Thursday was the week's mad day. The morning began at Riverside for a production meeting with Babs, their Technical Manager. Standing in the space, the dimensions feel quite wonderful for the work. It's such an honest space - just a big room divided in two. Like the Cartoucherie. Bad news is that the venue's video projector won't be available to us - I start asking around and manage to borrow one form Wise Thoughts, who have the office next to us in Chocolate Factory 2. Straight from the Production Meeting into marketing and contract discussions with Alex, Louise's assistant. Somehow the proof of the venue brochure has the wrong copy on it- dash over to Simon's office and come up with new versions. Then to the National for a design meeting with Seema and Mark. He's on good form - also working on Love's Labours Lost in an American "summer of love" production, which looks totally mad and is going in to the RSC's Complete Works Festival.

Tickets are now on sale, and Simon has put up the beginnings of our micro-site: www.bordercrossings.org.uk/disorientations/index.html
The Index bit of that address might go once it's fully ready. I hope so - it isn't on the print.
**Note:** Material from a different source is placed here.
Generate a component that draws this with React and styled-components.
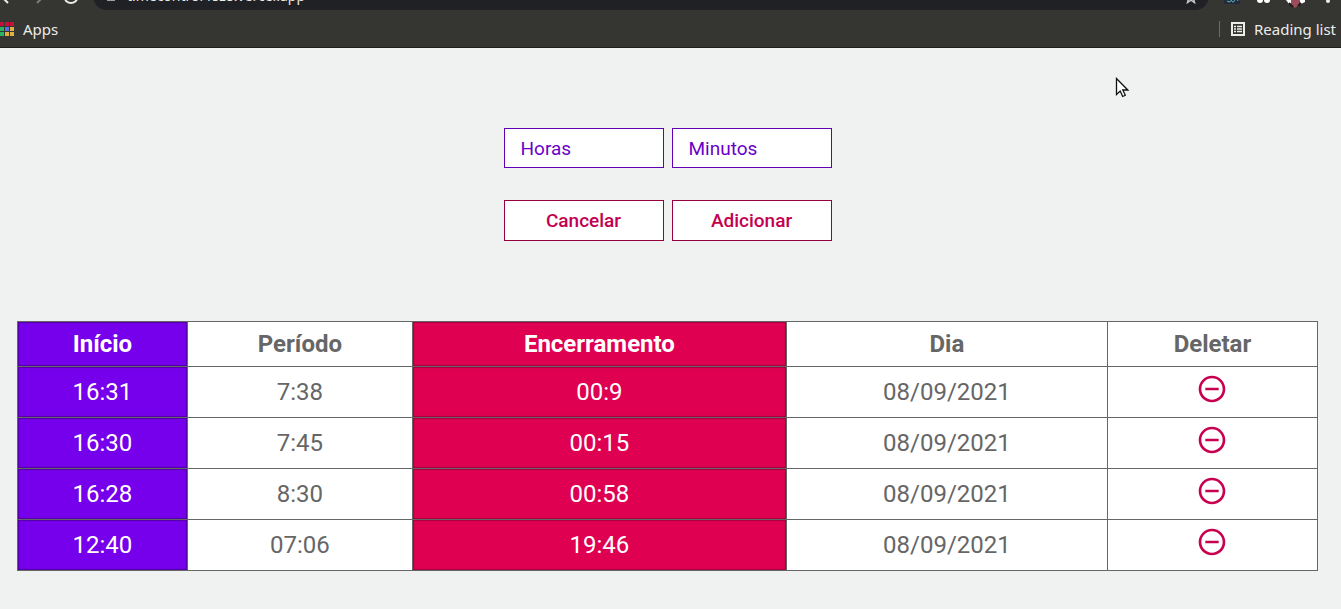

Bad news on audience development - we didn't get an A4E award (again). This time because the accounts we sent in didn't have an original signature.... Valerie Chang is still doing the exhibition alongside the run, so something has come of it - but it means there will be fewer Chinese faces in the audience, which is a shame. The other interesting issue is the bank. I've been trying to get a meeting to discuss the fact that we're likely to go overdrawn during this project (since we don't get the Box Office or the last bit of the ACE grant till it's over). Several phone calls, but still no meeting. But we do have one ominous warning that Charity's accounts tend not to be granted overdrafts because they "don't know who we can hold responsible". Not sure what to do if we can't borrow anything..... Cross that bridge when we come to it.